At the base of the rock formation in the exhibit, semi-transparent wire sculptures depict more bison, while a mound of shattered pottery (including smashed up versions of the ceramic bull's head that we saw outside) represent the build-up of bison bones that accumulate at the base of a buffalo jump.  Painted images of various types of bison on all the surrounding walls add to the overall effect of the installation.  With long black hair and dressed flamboyantly in bright red, this rendition of Miss Chief Eagle Testickle (note the cheeky spelling of the last word!) makes it easy to see that the concept was originally inspired by Cher.  In other sculptures or paintings, Miss Chief has been known be depicted wearing 7-inch platform heels or a raccoon jock strap.  Monkman uses the image of  Miss Chief Eagle Testickle to subvert the Hollywood Indian stereotype, in order to portray "a really empowered persona ... with a lot of sexual power."

While the Kent Monkman exhibit was interesting to see, it was not substantial enough on its own to warrant a trip to the Gardiner Museum.  Luckily, also on display was the annual Christmas exhibit called "The Twelve Trees of Christmas", which are scattered throughout the three floors of the museum.  In previous years, the trees were quite traditional in terms of materials and decorations.  By contrast, this year the theme "The Joy of Creativity" led to the most fascinating and creative representations of a "Christmas Tree" that are so much fun to see.  Three of my favourite trees are found right in the first floor lobby of the museum.  Made of wire, mesh and resin, the "Aquarian Water Bearer" by Sophie DeFrancesca depicts a female form pouring water out of a jug, where the flowing liquid forms the shape of a sparkling Christmas tree. Titled "Flaneur Forever", Jennifer Carter's progressively smaller stacked umbrellas, created from silk fabric by Herm├Ęs, makes for a whimsical and colourful tree.  "The Joy of Gathering" by Jane Waterous uses neon lighting to create the star and the arms of the tree, while what looks like smushed up candy wrappers formed in the shape of little people are used for decorations.  Walking around to the other side of this display, the word Joy is spelt out in globs of paint that also look like little people when you walk close enough to see them.

The tree which I found most fascinating (and slightly creepy) is actually an animated video called "Reception" by Jenn E. Norton, depicting a series of outstretched arms and hands, formed in the shape of a Christmas tree.  As the tree rotates, the palms of the hands flex and turn to produce the open palmed gesture of receiving, followed by the palm-down gesture of giving.  One tree that I almost dismissed as too traditional and boring is the "Ukrainian Christmas Spider" tree, created by the Ukranian Museum of Canada, Ontario branch.  From afar, it looks like a standard tree with typical ornaments, but up close, you can see that the ornaments are actually hand-crafted spiders and webs in hues of gold and silver.  Reading the associated plaque, I learn that this design reflects a classic Ukranian tale about spiders who decorate a poor family's tree with silky spun webs of intricate patterns that shimmer in silver and gold colours when the sun shines upon them.  Finally, on the third floor, I liked Justin Broadbent's "Lit/Til" which is made up of two painted plywood lightning bolts, joined together to form the shape of a Christmas tree in its "negative space".  Looking through the tree, the people sitting in the restaurant on the other side appear to be the "ornaments".   Broadbent described how the lightning bolts symbolized his brainstorming for ideas that resulted in his tree.

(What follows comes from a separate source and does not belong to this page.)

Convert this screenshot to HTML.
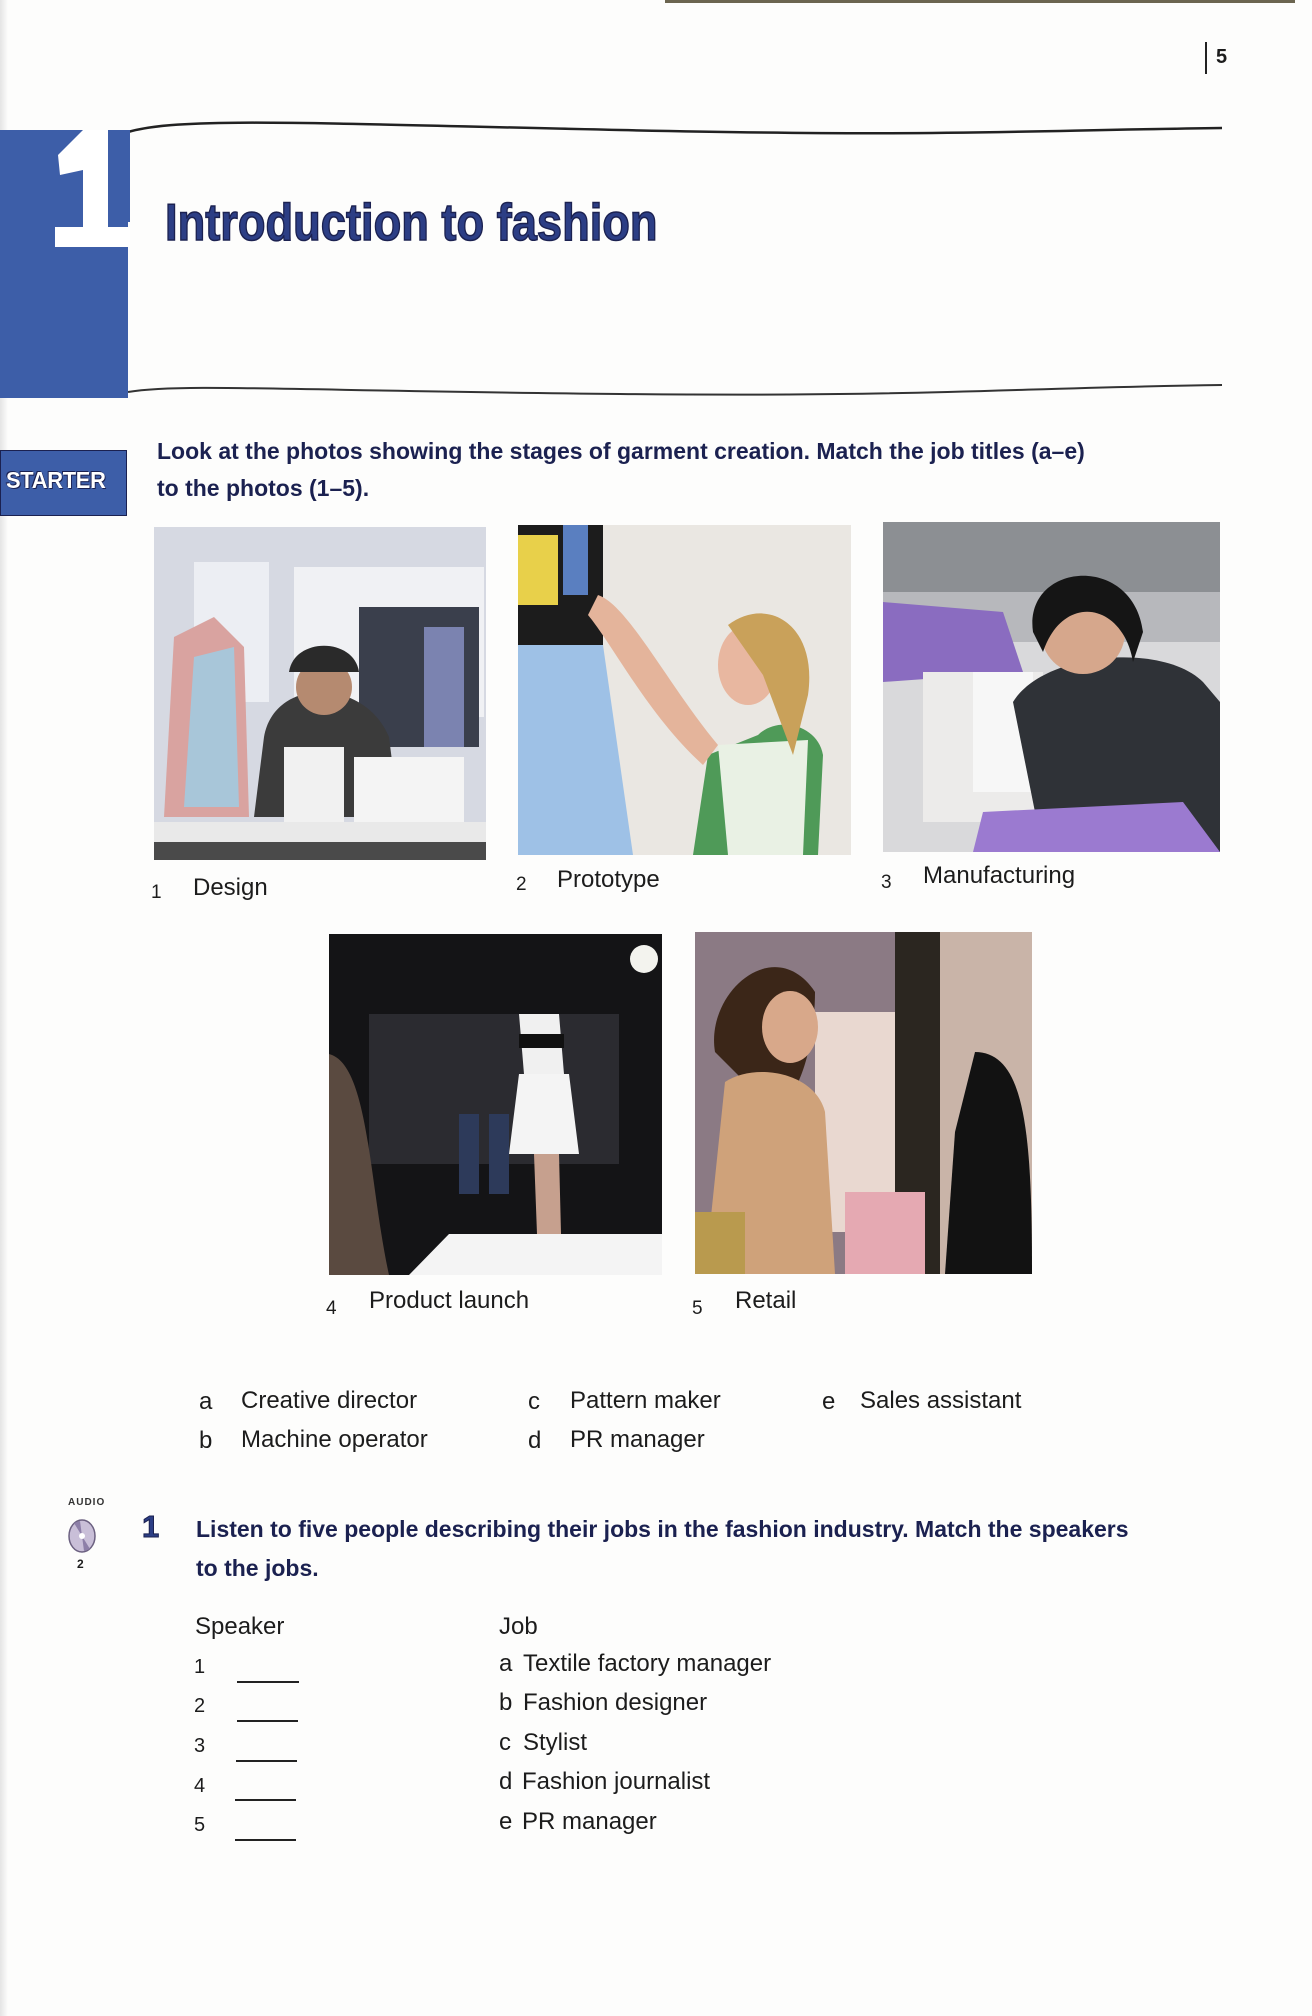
<!DOCTYPE html>
<html><head><meta charset="utf-8"><style>
html,body{margin:0;padding:0;}
body{width:1312px;height:2016px;position:relative;background:#fdfdfc;font-family:"Liberation Sans",sans-serif;color:#1c1c1c;overflow:hidden;}
.a{position:absolute;white-space:nowrap;}
.t{font-size:24px;line-height:28px;}
.b{font-weight:bold;color:#1b2150;font-size:23px;letter-spacing:0;line-height:26px;}
.ph{position:absolute;overflow:hidden;}
</style></head><body>
<div class="a" style="left:0;top:0;width:8px;height:2016px;background:linear-gradient(90deg,#e4e4e4,#fdfdfc);"></div>
<div class="a" style="left:665px;top:0;width:630px;height:3px;background:#6b6550;"></div>
<div class="a" style="left:1205px;top:42px;width:2px;height:32px;background:#222;"></div>
<div class="a" style="left:1216px;top:46px;font-size:20px;font-weight:bold;">5</div>

<svg class="a" style="left:0;top:115px" width="1230" height="290">
<path d="M128 17 C180 2, 300 8, 620 15 S1000 16,1222 13" stroke="#222" stroke-width="2.5" fill="none"/>
<path d="M128 277 C180 268, 300 276, 620 279 S1000 273,1222 270" stroke="#333" stroke-width="2" fill="none"/>
<rect x="0" y="15" width="128" height="268" fill="#3d5ea8"/>
<path d="M58 40 L83 15 L108 15 L108 112 L130 112 L130 132 L55 132 L55 112 L83 112 L83 55 L60 60 Z" fill="#fff"/>
<rect x="108" y="15" width="22" height="92" fill="#3d5ea8"/>
</svg>
<div class="a" style="left:165px;top:193px;font-size:52px;font-weight:bold;color:#2c3e85;transform:scaleX(0.87);transform-origin:left;-webkit-text-stroke:1.5px #1b2150;">Introduction to fashion</div>

<div class="a" style="left:0;top:450px;width:125px;height:64px;background:#3d5ea8;border:1px solid #1b2150;"></div>
<div class="a" style="left:6px;top:467px;font-size:23px;font-weight:bold;color:#fff;letter-spacing:-0.3px;text-shadow:0 0 1px #1b2150,1px 1px 0 #1b2150,-1px -1px 0 #1b2150;transform:scaleX(0.95);transform-origin:left;">STARTER</div>
<div class="a b" style="left:157px;top:438px;">Look at the photos showing the stages of garment creation. Match the job titles (a–e)</div>
<div class="a b" style="left:157px;top:475px;">to the photos (1–5).</div>

<!-- photo 1 -->
<div class="ph" style="left:154px;top:527px;width:332px;height:333px;background:#d8dbe4;">
<svg width="332" height="333"><rect width="332" height="333" fill="#d6d9e2"/><rect x="40" y="35" width="75" height="140" fill="#eceef3"/><rect x="140" y="40" width="190" height="150" fill="#f0f1f4"/>
<rect x="205" y="80" width="120" height="140" fill="#3a3f4c"/><rect x="270" y="100" width="40" height="120" fill="#7b83b0"/>
<path d="M20 110 L60 90 L90 120 L95 290 L10 290Z" fill="#d9a3a0"/><path d="M40 130 L80 120 L85 280 L30 280Z" fill="#a8c6d9"/>
<path d="M110 210 C120 150 210 150 235 210 L245 290 L100 290Z" fill="#3b3b3b"/><rect x="130" y="220" width="60" height="80" fill="#f1f1f1"/>
<circle cx="170" cy="160" r="28" fill="#b58a70"/><path d="M135 145 C140 110 200 110 205 145Z" fill="#2a2a2a"/>
<rect x="200" y="230" width="110" height="80" fill="#f4f4f4"/><rect x="0" y="295" width="332" height="38" fill="#e9e9e9"/><rect x="0" y="315" width="332" height="18" fill="#4a4a4a"/></svg></div>
<!-- photo 2 -->
<div class="ph" style="left:518px;top:525px;width:333px;height:330px;">
<svg width="333" height="330"><rect width="333" height="330" fill="#eae7e2"/><rect x="0" y="0" width="85" height="120" fill="#1c1c1c"/><rect x="0" y="10" width="40" height="70" fill="#e8d04a"/><rect x="45" y="0" width="25" height="70" fill="#5a7fc0"/>
<path d="M0 120 L85 120 L115 330 L0 330Z" fill="#9ec1e6"/>
<path d="M240 210 C260 190 300 200 305 230 L300 330 L175 330 L190 230Z" fill="#4f9a58"/><path d="M200 220 L290 215 L285 330 L210 330Z" fill="#e9f1e4"/>
<ellipse cx="230" cy="140" rx="30" ry="40" fill="#e8b7a0"/><path d="M210 100 C250 70 300 100 290 170 L275 230 L245 150Z" fill="#c9a15a"/>
<path d="M80 70 C110 80 150 160 200 220 L185 240 C130 190 95 120 70 90Z" fill="#e4b49b"/></svg></div>
<!-- photo 3 -->
<div class="ph" style="left:883px;top:522px;width:337px;height:330px;">
<svg width="337" height="330"><rect width="337" height="330" fill="#d9d9db"/><rect width="337" height="70" fill="#8c8f93"/><rect y="70" width="337" height="50" fill="#b7b8bc"/>
<path d="M0 80 L120 90 L140 150 L0 160Z" fill="#8a6cc0"/><rect x="40" y="150" width="120" height="150" fill="#ecebea"/><rect x="90" y="150" width="60" height="120" fill="#f7f7f7"/>
<path d="M130 180 C160 130 280 120 320 160 L337 180 L337 330 L160 330Z" fill="#2f3237"/>
<circle cx="200" cy="110" r="42" fill="#d6a78c"/><path d="M150 110 C140 40 250 30 260 110 L250 140 C240 80 180 70 160 130Z" fill="#151515"/>
<path d="M100 290 L300 280 L337 330 L90 330Z" fill="#9b7ad0"/></svg></div>
<div class="a t" style="left:151px;top:877px;"><span style="font-size:19px">1</span></div><div class="a t" style="left:193px;top:874px;">Design</div>
<div class="a t" style="left:516px;top:869px;"><span style="font-size:19px">2</span></div><div class="a t" style="left:557px;top:866px;">Prototype</div>
<div class="a t" style="left:881px;top:867px;"><span style="font-size:19px">3</span></div><div class="a t" style="left:923px;top:862px;">Manufacturing</div>

<!-- photo 4 -->
<div class="ph" style="left:329px;top:934px;width:333px;height:341px;">
<svg width="333" height="341"><rect width="333" height="341" fill="#141416"/><circle cx="315" cy="25" r="14" fill="#f3f3ee"/>
<rect x="40" y="80" width="250" height="150" fill="#2b2b30"/><path d="M0 120 C40 130 40 250 60 341 L0 341Z" fill="#5a4a40"/>
<rect x="130" y="180" width="20" height="80" fill="#2d3a5a"/><rect x="160" y="180" width="20" height="80" fill="#2d3a5a"/>
<path d="M190 80 L230 80 L235 140 L195 140Z" fill="#f0f0f0"/><rect x="190" y="100" width="45" height="14" fill="#111"/><path d="M190 140 L240 140 L250 220 L180 220Z" fill="#f4f4f4"/>
<path d="M205 220 L230 220 L232 300 L208 300Z" fill="#c6a08e"/><path d="M120 300 L333 300 L333 341 L80 341Z" fill="#f4f4f4"/></svg></div>
<!-- photo 5 -->
<div class="ph" style="left:695px;top:932px;width:337px;height:342px;">
<svg width="337" height="342"><rect width="337" height="342" fill="#8b7a84"/><rect x="120" y="80" width="90" height="220" fill="#e9d8d0"/><rect x="200" y="0" width="45" height="342" fill="#2b2620"/><rect x="245" y="0" width="92" height="342" fill="#c9b4a8"/>
<path d="M20 120 C10 60 80 0 120 60 C120 100 110 160 80 180Z" fill="#3b2618"/>
<ellipse cx="95" cy="95" rx="28" ry="36" fill="#d8a88a"/>
<path d="M30 150 C60 130 120 140 130 180 L140 342 L10 342Z" fill="#cfa27a"/>
<path d="M280 120 C330 120 337 200 337 342 L250 342 L260 200Z" fill="#121212"/>
<rect x="150" y="260" width="80" height="82" fill="#e5a9b2"/><rect x="0" y="280" width="50" height="62" fill="#b99a4e"/></svg></div>
<div class="a t" style="left:326px;top:1293px;"><span style="font-size:19px">4</span></div><div class="a t" style="left:369px;top:1287px;">Product launch</div>
<div class="a t" style="left:692px;top:1293px;"><span style="font-size:19px">5</span></div><div class="a t" style="left:735px;top:1287px;">Retail</div>

<div class="a t" style="left:199px;top:1388px;">a</div><div class="a t" style="left:241px;top:1387px;">Creative director</div>
<div class="a t" style="left:199px;top:1427px;">b</div><div class="a t" style="left:241px;top:1426px;">Machine operator</div>
<div class="a t" style="left:528px;top:1388px;">c</div><div class="a t" style="left:570px;top:1387px;">Pattern maker</div>
<div class="a t" style="left:528px;top:1427px;">d</div><div class="a t" style="left:570px;top:1426px;">PR manager</div>
<div class="a t" style="left:822px;top:1388px;">e</div><div class="a t" style="left:860px;top:1387px;">Sales assistant</div>

<div class="a" style="left:68px;top:1497px;font-size:10px;font-weight:bold;letter-spacing:1px;color:#333;">AUDIO</div>
<svg class="a" style="left:68px;top:1519px" width="32" height="38"><ellipse cx="14" cy="17" rx="13" ry="16" fill="#c9bfd8" stroke="#6b6080" stroke-width="1.5"/><path d="M14 17 L6 4 L12 2Z M14 17 L22 30 L16 32Z" fill="#8d7fa8"/><circle cx="14" cy="17" r="3" fill="#fff"/></svg>
<div class="a" style="left:77px;top:1557px;font-size:12px;font-weight:bold;">2</div>
<div class="a" style="left:142px;top:1509px;font-size:31px;font-weight:bold;color:#2c3e85;-webkit-text-stroke:1px #1b2150;">1</div>
<div class="a b" style="left:196px;top:1516px;">Listen to five people describing their jobs in the fashion industry. Match the speakers</div>
<div class="a b" style="left:196px;top:1555px;">to the jobs.</div>

<div class="a t" style="left:195px;top:1613px;">Speaker</div>
<div class="a t" style="left:499px;top:1613px;">Job</div>
<div class="a t" style="left:194px;top:1653px;font-size:20px;">1</div><div class="a" style="left:237px;top:1681px;width:62px;height:2px;background:#222"></div>
<div class="a t" style="left:194px;top:1692px;font-size:20px;">2</div><div class="a" style="left:237px;top:1720px;width:61px;height:2px;background:#222"></div>
<div class="a t" style="left:194px;top:1732px;font-size:20px;">3</div><div class="a" style="left:236px;top:1760px;width:61px;height:2px;background:#222"></div>
<div class="a t" style="left:194px;top:1772px;font-size:20px;">4</div><div class="a" style="left:235px;top:1799px;width:61px;height:2px;background:#222"></div>
<div class="a t" style="left:194px;top:1811px;font-size:20px;">5</div><div class="a" style="left:235px;top:1839px;width:61px;height:2px;background:#222"></div>
<div class="a t" style="left:499px;top:1650px;">a</div><div class="a t" style="left:523px;top:1650px;">Textile factory manager</div>
<div class="a t" style="left:499px;top:1689px;">b</div><div class="a t" style="left:523px;top:1689px;">Fashion designer</div>
<div class="a t" style="left:499px;top:1729px;">c</div><div class="a t" style="left:523px;top:1729px;">Stylist</div>
<div class="a t" style="left:499px;top:1768px;">d</div><div class="a t" style="left:522px;top:1768px;">Fashion journalist</div>
<div class="a t" style="left:499px;top:1808px;">e</div><div class="a t" style="left:522px;top:1808px;">PR manager</div>
</body></html>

It was fun racing up and down the stairs of the three floors to view all 12 trees.  This additional exhibit on top of the Kent Monkman installation made it an excellent trip to the Gardiner Museum.  And using the Sunlife Financial Museum and Arts Pass from the Toronto Public Library provided us with free admission.  Thank you Sunlife for this excellent perk!

There is actually at 13th tree outside of the museum.  Called "The Beacon of Joy",  designed by the curator of the Joy of Creativity show, architect Dee Dee Eustace.  It consists of a 40-foot tall white spruce tree sourced from biodegradable, Ontario-grown wood and surrounded by a circular metal enclosure which is decorated with lights and ceramic ornaments that look like luggage tags with personalized Christmas wishes written on them.  The ornaments can be purchased from the museum front-desk with proceeds going towards providing free clay workshops to needy children and youth.